In Tuon’s novel, a boy escapes the brutal Khmer Rouge regime in Cambodia with his family and comes of age in America, where he becomes a writer.
Samnang Sok is 5 when his family flees Cambodia’s Communist dictatorship in 1979, but he was only about 3 when his mother died, unable to receive treatment because “there were no doctors and nurses under Pol Pot.” This tragedy, along with the execution of two uncles and multiple episodes of starvation, causes his family—led by his grandmother, Lok-Yeay, and grandfather, Lok-Ta—to make the difficult decision to leave their home.They head first to a United Nations refugee camp in Thailand, which has its own horrors, including an attack by Khmer Rouge soldiers that forces the family to hide in a communal toilet; however, they’re eventually sponsored for entry into Massachusetts. Samnang’s childhood there is far from idyllic—his family is constantly working to get by, and his cousins are the only Cambodian children he knows. He faces nearly constant racism and never truly feels at ease in America until he moves to Long Beach, California’s diverse community. His desire to “take the language that is not given to [him] at birth [English], possess it, INFECT it with [his] presence, my history, [his] voice, and hurl it back” drives him to become a writer, which he uses to tell his own story.

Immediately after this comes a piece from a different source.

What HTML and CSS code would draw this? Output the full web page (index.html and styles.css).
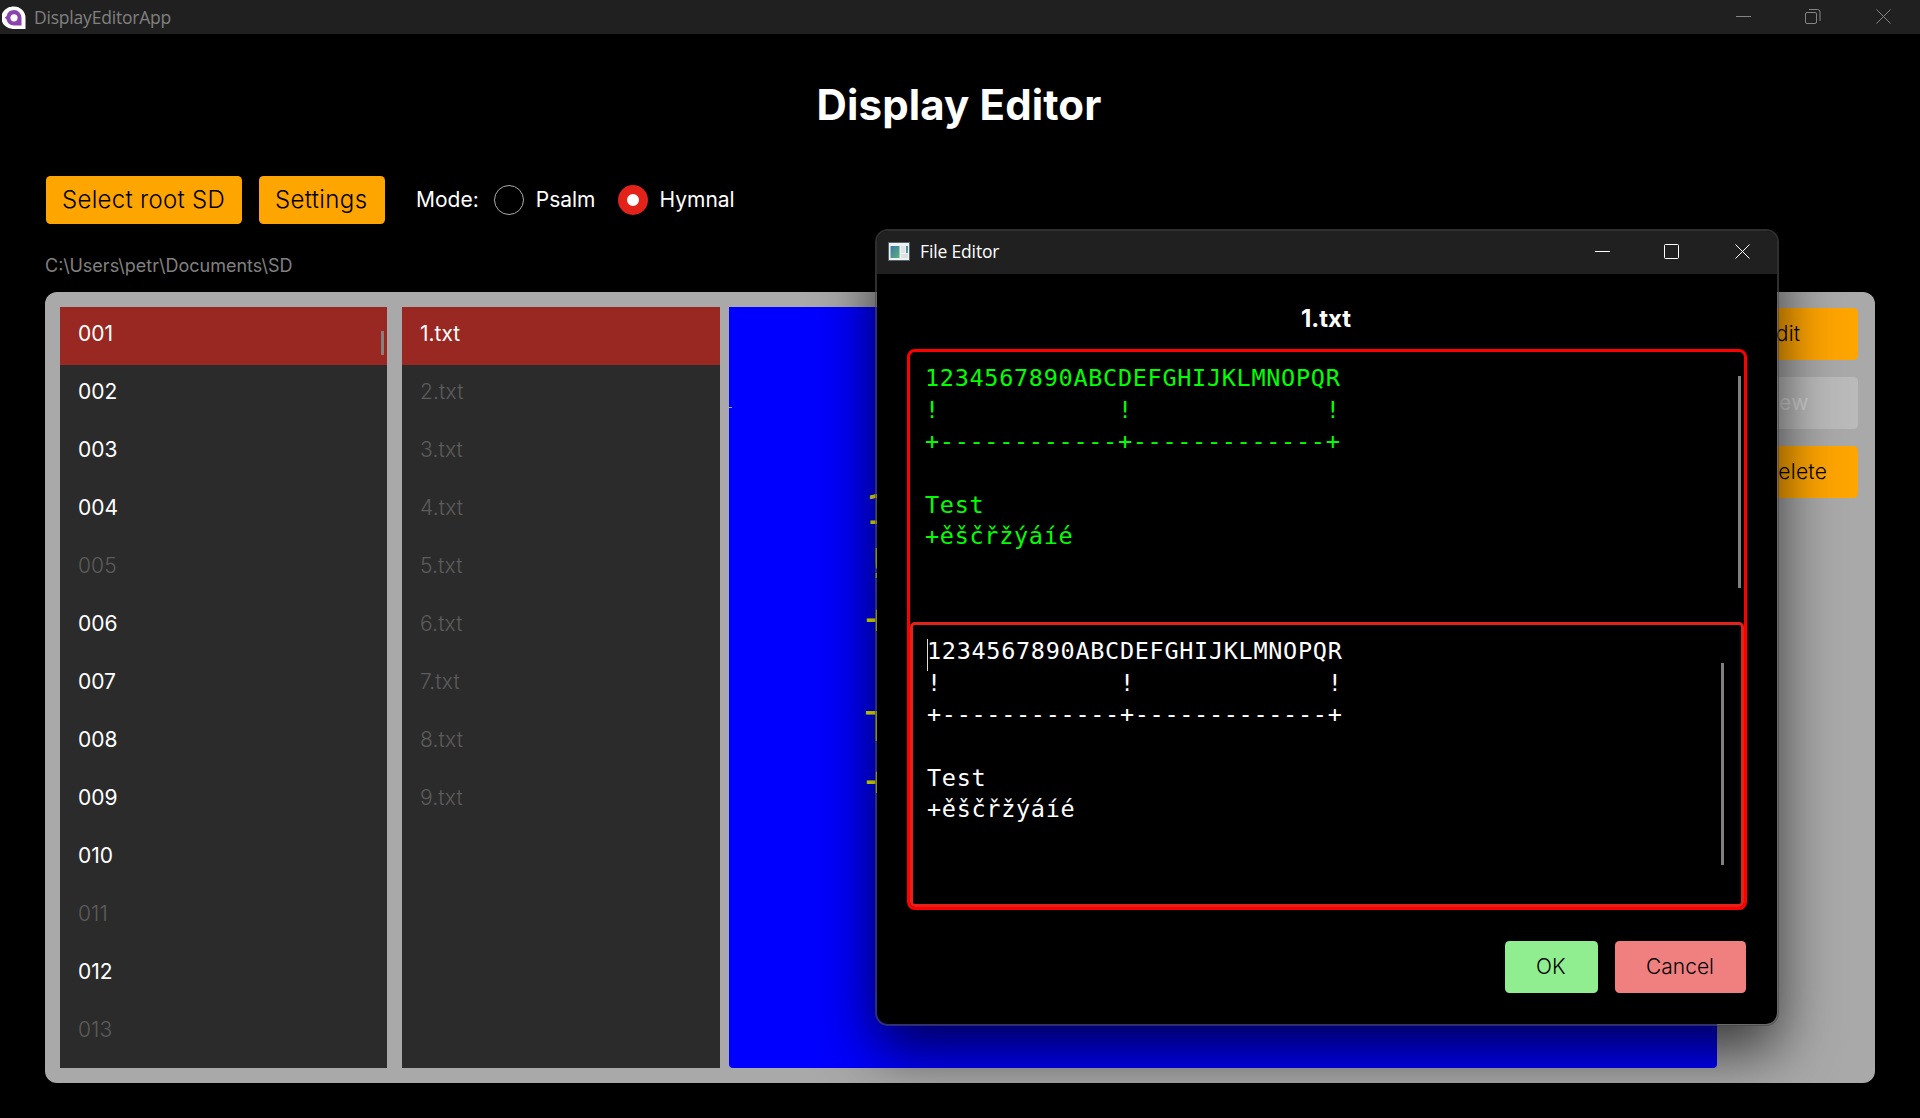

Tuon effectively uses this framework throughout the novel—no matter how long Samnang spends in the United States, he can’t leave his Cambodian roots behind, and he deeply understands that he doesn’t want to do so. Indeed, the novel opens with Samnang asking his maternal relatives to tell him about his mother; he’s eager to know more about his parents, whose “absence had always been a haunting presence in [his] life.” The overall tone of the novel is straightforwardly memoiristic; Samnang relates his experiences primarily chronologically and includes additional information only as he learns it from later interviews, giving the work—which closely mirrors events from the author’s own life—a sense of verisimilitude.
A quietly affecting novel of the refugee experience.